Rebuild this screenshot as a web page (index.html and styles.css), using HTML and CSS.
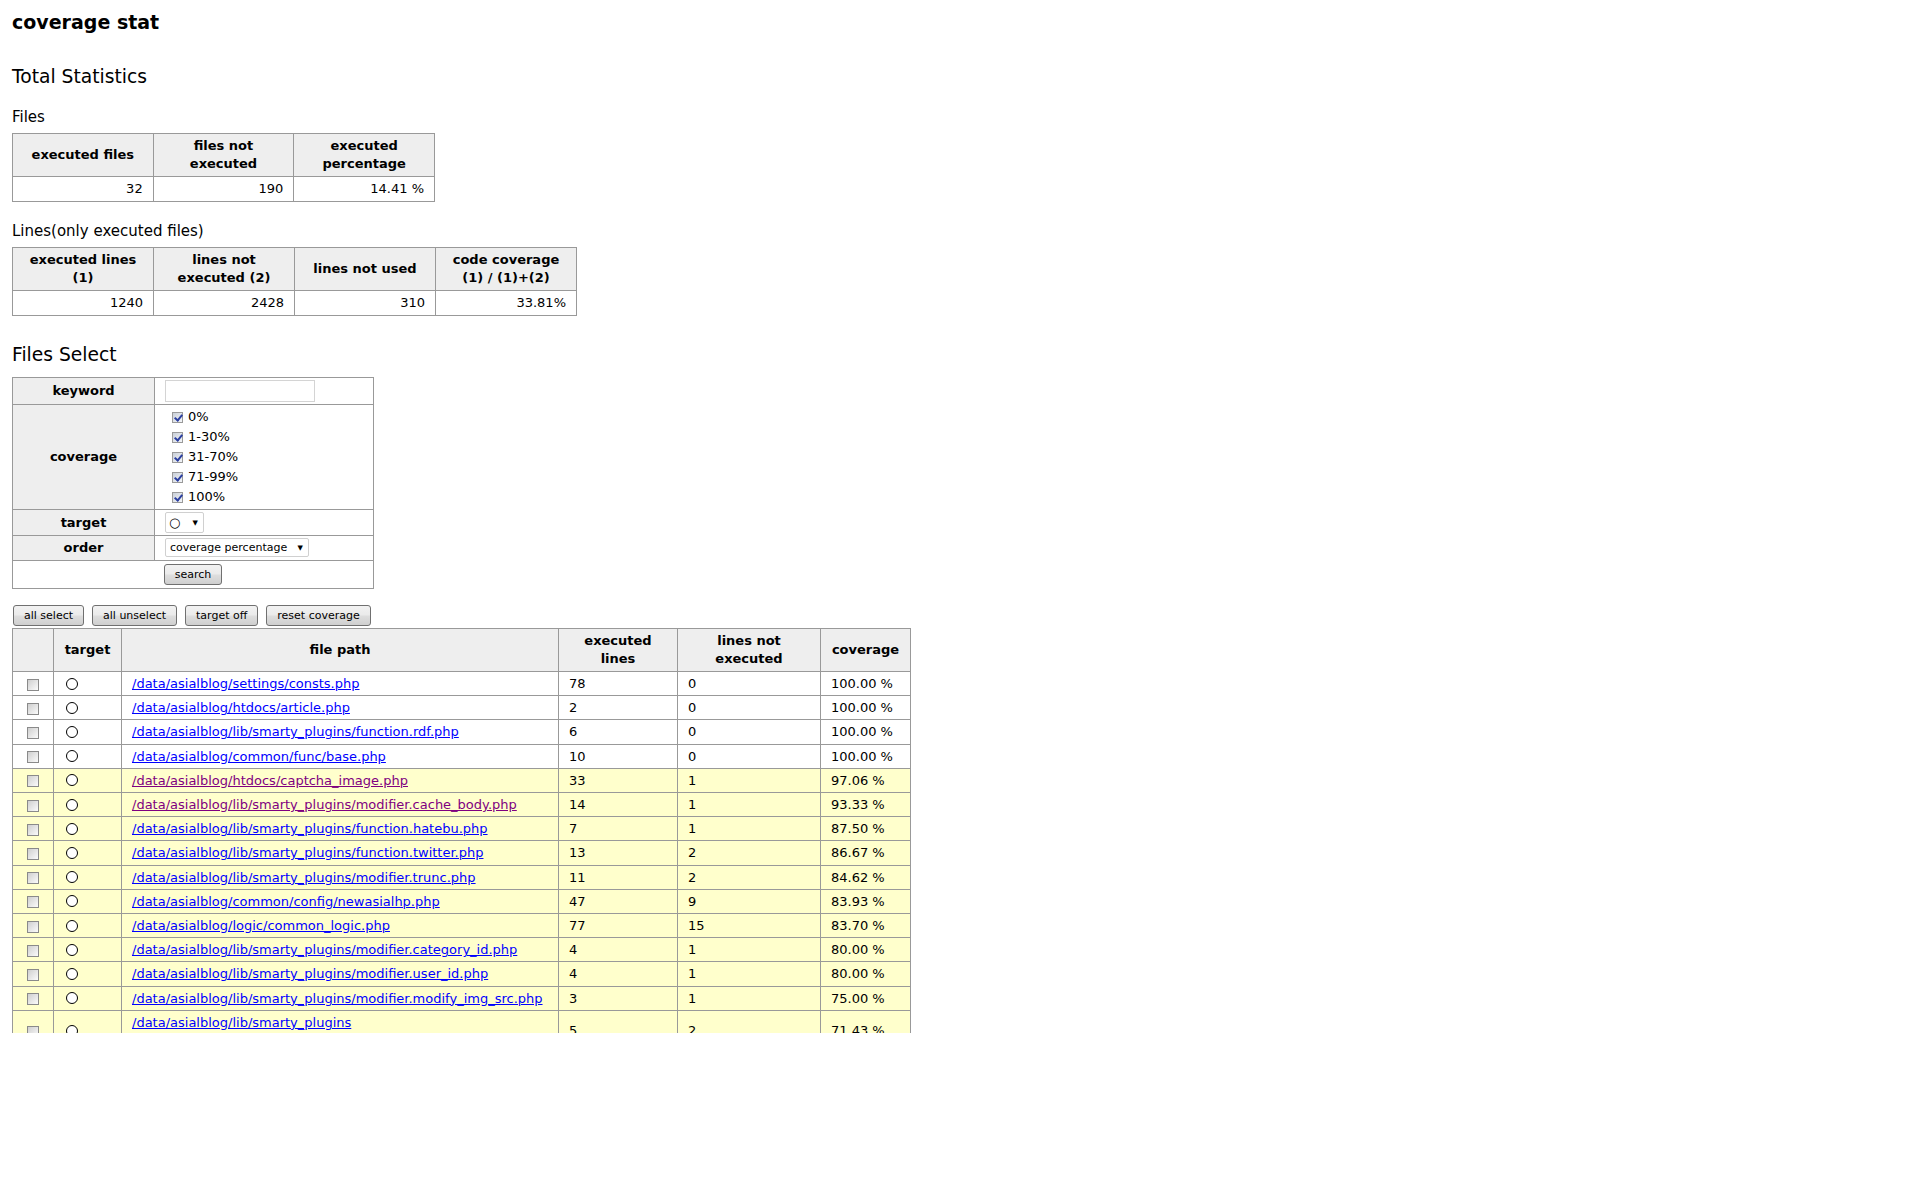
FILE: index.html
```html
<!DOCTYPE html>
<html lang="ja">
<head>
    <meta charset="UTF-8">
    <title>coverage stat</title>
    <link rel="stylesheet" href="styles.css">
</head>
<body>
<div class="page">
    <h1>coverage stat</h1>

    <h2>Total Statistics</h2>

    <h3>Files</h3>
    <table class="stat files">
        <tr>
            <th>executed files</th>
            <th>files not executed</th>
            <th>executed percentage</th>
        </tr>
        <tr>
            <td>32</td>
            <td>190</td>
            <td>14.41 %</td>
        </tr>
    </table>

    <h3>Lines(only executed files)</h3>
    <table class="stat lines">
        <tr>
            <th>executed lines (1)</th>
            <th>lines not executed (2)</th>
            <th>lines not used</th>
            <th>code coverage (1) / (1)+(2)</th>
        </tr>
        <tr>
            <td>1240</td>
            <td>2428</td>
            <td>310</td>
            <td>33.81%</td>
        </tr>
    </table>

    <h2 class="select-title">Files Select</h2>
    <form class="search-form" onsubmit="return false;">
        <table class="search">
            <tr>
                <th>keyword</th>
                <td><input type="text" class="keyword" name="keyword"></td>
            </tr>
            <tr>
                <th>coverage</th>
                <td class="ranges">
                    <label><input type="checkbox" class="check" checked> 0%</label>
                    <label><input type="checkbox" class="check" checked> 1-30%</label>
                    <label><input type="checkbox" class="check" checked> 31-70%</label>
                    <label><input type="checkbox" class="check" checked> 71-99%</label>
                    <label><input type="checkbox" class="check" checked> 100%</label>
                </td>
            </tr>
            <tr>
                <th>target</th>
                <td>
                    <span class="select-wrap">
                        <select class="target-select" name="target">
                            <option>○</option>
                            <option>×</option>
                        </select>
                    </span>
                </td>
            </tr>
            <tr>
                <th>order</th>
                <td>
                    <span class="select-wrap">
                        <select class="order-select" name="order">
                            <option>coverage percentage</option>
                            <option>file path</option>
                        </select>
                    </span>
                </td>
            </tr>
            <tr>
                <td colspan="2" class="submit"><button type="submit">search</button></td>
            </tr>
        </table>
    </form>

    <div class="actions">
        <button type="button">all select</button>
        <button type="button">all unselect</button>
        <button type="button">target off</button>
        <button type="button">reset coverage</button>
    </div>

    <table class="list">
        <tr>
            <th class="c-check"></th>
            <th class="c-target">target</th>
            <th class="c-path">file path</th>
            <th class="c-exec">executed lines</th>
            <th class="c-notexec">lines not executed</th>
            <th class="c-cov">coverage</th>
        </tr>
        <tr class="full">
            <td class="cell-check"><input type="checkbox" class="row-check"></td>
            <td><input type="radio" class="row-radio" name="t1"></td>
            <td><a href="#">/data/asialblog/settings/consts.php</a></td>
            <td>78</td><td>0</td><td>100.00 %</td>
        </tr>
        <tr class="full">
            <td class="cell-check"><input type="checkbox" class="row-check"></td>
            <td><input type="radio" class="row-radio" name="t2"></td>
            <td><a href="#">/data/asialblog/htdocs/article.php</a></td>
            <td>2</td><td>0</td><td>100.00 %</td>
        </tr>
        <tr class="full">
            <td class="cell-check"><input type="checkbox" class="row-check"></td>
            <td><input type="radio" class="row-radio" name="t3"></td>
            <td><a href="#">/data/asialblog/lib/smarty_plugins/function.rdf.php</a></td>
            <td>6</td><td>0</td><td>100.00 %</td>
        </tr>
        <tr class="full">
            <td class="cell-check"><input type="checkbox" class="row-check"></td>
            <td><input type="radio" class="row-radio" name="t4"></td>
            <td><a href="#">/data/asialblog/common/func/base.php</a></td>
            <td>10</td><td>0</td><td>100.00 %</td>
        </tr>
        <tr class="part">
            <td class="cell-check"><input type="checkbox" class="row-check"></td>
            <td><input type="radio" class="row-radio" name="t5"></td>
            <td><a href="#" class="visited">/data/asialblog/htdocs/captcha_image.php</a></td>
            <td>33</td><td>1</td><td>97.06 %</td>
        </tr>
        <tr class="part">
            <td class="cell-check"><input type="checkbox" class="row-check"></td>
            <td><input type="radio" class="row-radio" name="t6"></td>
            <td><a href="#" class="visited">/data/asialblog/lib/smarty_plugins/modifier.cache_body.php</a></td>
            <td>14</td><td>1</td><td>93.33 %</td>
        </tr>
        <tr class="part">
            <td class="cell-check"><input type="checkbox" class="row-check"></td>
            <td><input type="radio" class="row-radio" name="t7"></td>
            <td><a href="#">/data/asialblog/lib/smarty_plugins/function.hatebu.php</a></td>
            <td>7</td><td>1</td><td>87.50 %</td>
        </tr>
        <tr class="part">
            <td class="cell-check"><input type="checkbox" class="row-check"></td>
            <td><input type="radio" class="row-radio" name="t8"></td>
            <td><a href="#">/data/asialblog/lib/smarty_plugins/function.twitter.php</a></td>
            <td>13</td><td>2</td><td>86.67 %</td>
        </tr>
        <tr class="part">
            <td class="cell-check"><input type="checkbox" class="row-check"></td>
            <td><input type="radio" class="row-radio" name="t9"></td>
            <td><a href="#">/data/asialblog/lib/smarty_plugins/modifier.trunc.php</a></td>
            <td>11</td><td>2</td><td>84.62 %</td>
        </tr>
        <tr class="part">
            <td class="cell-check"><input type="checkbox" class="row-check"></td>
            <td><input type="radio" class="row-radio" name="t10"></td>
            <td><a href="#">/data/asialblog/common/config/newasialhp.php</a></td>
            <td>47</td><td>9</td><td>83.93 %</td>
        </tr>
        <tr class="part">
            <td class="cell-check"><input type="checkbox" class="row-check"></td>
            <td><input type="radio" class="row-radio" name="t11"></td>
            <td><a href="#">/data/asialblog/logic/common_logic.php</a></td>
            <td>77</td><td>15</td><td>83.70 %</td>
        </tr>
        <tr class="part">
            <td class="cell-check"><input type="checkbox" class="row-check"></td>
            <td><input type="radio" class="row-radio" name="t12"></td>
            <td><a href="#">/data/asialblog/lib/smarty_plugins/modifier.category_id.php</a></td>
            <td>4</td><td>1</td><td>80.00 %</td>
        </tr>
        <tr class="part">
            <td class="cell-check"><input type="checkbox" class="row-check"></td>
            <td><input type="radio" class="row-radio" name="t13"></td>
            <td><a href="#">/data/asialblog/lib/smarty_plugins/modifier.user_id.php</a></td>
            <td>4</td><td>1</td><td>80.00 %</td>
        </tr>
        <tr class="part">
            <td class="cell-check"><input type="checkbox" class="row-check"></td>
            <td><input type="radio" class="row-radio" name="t14"></td>
            <td><a href="#">/data/asialblog/lib/smarty_plugins/modifier.modify_img_src.php</a></td>
            <td>3</td><td>1</td><td>75.00 %</td>
        </tr>
        <tr class="part">
            <td class="cell-check"><input type="checkbox" class="row-check"></td>
            <td><input type="radio" class="row-radio" name="t15"></td>
            <td><a href="#">/data/asialblog/lib/smarty_plugins<wbr>/modifier.mobile_emoji_convert.php</a></td>
            <td>5</td><td>2</td><td>71.43 %</td>
        </tr>
    </table>
</div>
</body>
</html>
```

FILE: styles.css
```css
* {
    box-sizing: border-box;
}

body {
    margin: 0;
    font-family: "DejaVu Sans", Verdana, sans-serif;
    font-size: 13px;
    color: #000;
    background: #fff;
}

.page {
    height: 1033px;
    overflow: hidden;
    padding: 0 12px;
}

h1 {
    margin: 10px 0 0;
    font-size: 19px;
    line-height: 24px;
}

h2 {
    margin: 31px 0 0;
    font-size: 18.7px;
    font-weight: normal;
    line-height: 24px;
}

h3 {
    margin: 18px 0 6px;
    font-size: 15px;
    font-weight: normal;
    line-height: 20px;
}

.stat + h3 {
    margin-top: 19px;
}

h2.select-title {
    margin: 27px 0 10px;
}

a {
    color: #0000ff;
}

a.visited {
    color: #800080;
}

/* tables */
table {
    border-collapse: collapse;
    table-layout: fixed;
}

th, td {
    border: 1px solid #999;
}

th {
    background: #eee;
    font-weight: bold;
    line-height: 18px;
    padding: 3px 8px;
    text-align: center;
}

.stat td {
    text-align: right;
    padding: 3px 10px;
    line-height: 18px;
}

.stat.files {
    width: 423px;
}

.stat.lines {
    width: 565px;
}

/* search form */
.search-form {
    margin: 0;
}

.search {
    width: 362px;
}

.search th {
    width: 142px;
    padding: 2px 8px;
}

.search td {
    padding: 2px 10px;
    line-height: 20px;
}

.search td.submit {
    padding: 3px;
    text-align: center;
}

.keyword {
    display: block;
    width: 150px;
    height: 22px;
    border: 1px solid #d4d4d4;
    font-family: inherit;
    font-size: 12px;
    padding: 0 3px;
}

.ranges label {
    display: flex;
    align-items: center;
    height: 20px;
}

.check {
    appearance: none;
    width: 11px;
    height: 11px;
    margin: 0 5px 0 7px;
    border: 1px solid #9a9a9a;
    background: linear-gradient(135deg, #c9cfd8, #f4f6f8);
    position: relative;
}

.check:checked::after {
    content: "";
    position: absolute;
    left: 3px;
    top: 0;
    width: 3px;
    height: 6px;
    border: solid #2b3fa0;
    border-width: 0 2px 2px 0;
    transform: rotate(40deg);
}

.select-wrap {
    position: relative;
    display: inline-flex;
    vertical-align: top;
}

.select-wrap::after {
    content: "▼";
    position: absolute;
    right: 6px;
    top: 50%;
    transform: translateY(-50%);
    font-size: 7px;
    line-height: 1;
    pointer-events: none;
}

.select-wrap select {
    appearance: none;
    border: 1px solid #d0d0d0;
    border-radius: 2px;
    background: #fff;
    color: #000;
    font-family: inherit;
}

.target-select {
    width: 39px;
    height: 21px;
    font-size: 13px;
    padding: 0 0 0 3px;
}

.order-select {
    width: 144px;
    height: 19px;
    font-size: 11px;
    padding: 0 0 0 4px;
}

button {
    height: 21px;
    padding: 0 10px;
    border: 1px solid #707070;
    border-radius: 3px;
    background: linear-gradient(#f2f2f2, #ebebeb 45%, #dddddd 55%, #cfcfcf);
    color: #000;
    font-family: inherit;
    font-size: 11px;
    vertical-align: top;
}

.actions {
    display: flex;
    gap: 8px;
    margin: 16px 0 2px 1px;
}

/* file list */
.list {
    width: 898px;
}

.list td {
    padding: 3px 10px;
    line-height: 17.2px;
}

.list .c-check { width: 41px; }
.list .c-target { width: 68px; }
.list .c-path { width: 437px; }
.list .c-exec { width: 119px; }
.list .c-notexec { width: 143px; }
.list .c-cov { width: 90px; }

.list tr.full td {
    background: #fff;
}

.list tr.part td {
    background: #ffffcc;
}

.list td.cell-check {
    text-align: center;
    padding: 3px 0;
}

.row-check {
    appearance: none;
    width: 12px;
    height: 12px;
    margin: 0;
    vertical-align: middle;
    border: 1px solid #8a8a8a;
    background: linear-gradient(135deg, #cfcfcf, #fbfbfb);
}

.row-radio {
    appearance: none;
    width: 12px;
    height: 12px;
    margin: 0 0 2px 2px;
    vertical-align: middle;
    border: 1px solid #000;
    border-radius: 50%;
    background: #fff;
}
```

= = = =

▸ **EXERCISE PROMPT**: Which lines of the material contain the string "page"? List each of them.

▸ **ANSWER FOR THIS EXERCISE**:
Rebuild this screenshot as a web page (index.html and styles.css), using HTML and CSS.
<div class="page">
.page {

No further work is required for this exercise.